╭─ Material provided

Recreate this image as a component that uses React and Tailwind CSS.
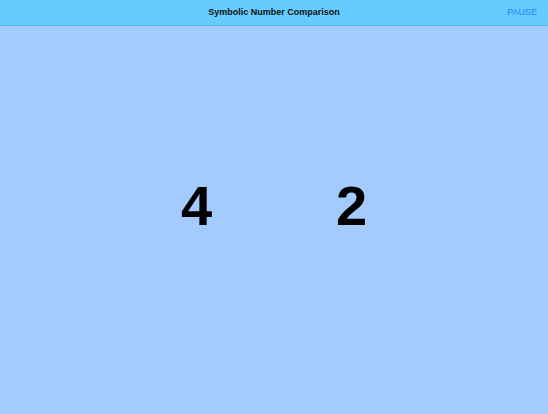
export default function App() {
  return (
    <div className="w-[548px] h-[414px] flex flex-col bg-[#a3cbfe] overflow-hidden" style={{ fontFamily: '"Liberation Sans", Arial, sans-serif' }}>
      <div className="h-[26px] shrink-0 bg-[#66cbff] border-b border-[#5cb4ea] flex items-center relative">
        <div className="flex-1 text-center text-[9px] font-bold text-[#111]">Symbolic Number Comparison</div>
        <div className="absolute right-[11px] top-0 h-full flex items-center text-[9px] text-[#1e86f5]">PAUSE</div>
      </div>
      <div className="flex-1 flex justify-center pt-[152px]">
        <div className="grid grid-cols-2 w-[310px]">
          <div className="text-center text-[56px] leading-none font-bold text-black">4</div>
          <div className="text-center text-[56px] leading-none font-bold text-black">2</div>
        </div>
      </div>
    </div>
  );
}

╰─

Your instructions: Copy out the listing exactly as it stands, but not the pictures.

Final answer:
Recreate this image as a component that uses React and Tailwind CSS.
export default function App() {
  return (
    <div className="w-[548px] h-[414px] flex flex-col bg-[#a3cbfe] overflow-hidden" style={{ fontFamily: '"Liberation Sans", Arial, sans-serif' }}>
      <div className="h-[26px] shrink-0 bg-[#66cbff] border-b border-[#5cb4ea] flex items-center relative">
        <div className="flex-1 text-center text-[9px] font-bold text-[#111]">Symbolic Number Comparison</div>
        <div className="absolute right-[11px] top-0 h-full flex items-center text-[9px] text-[#1e86f5]">PAUSE</div>
      </div>
      <div className="flex-1 flex justify-center pt-[152px]">
        <div className="grid grid-cols-2 w-[310px]">
          <div className="text-center text-[56px] leading-none font-bold text-black">4</div>
          <div className="text-center text-[56px] leading-none font-bold text-black">2</div>
        </div>
      </div>
    </div>
  );
}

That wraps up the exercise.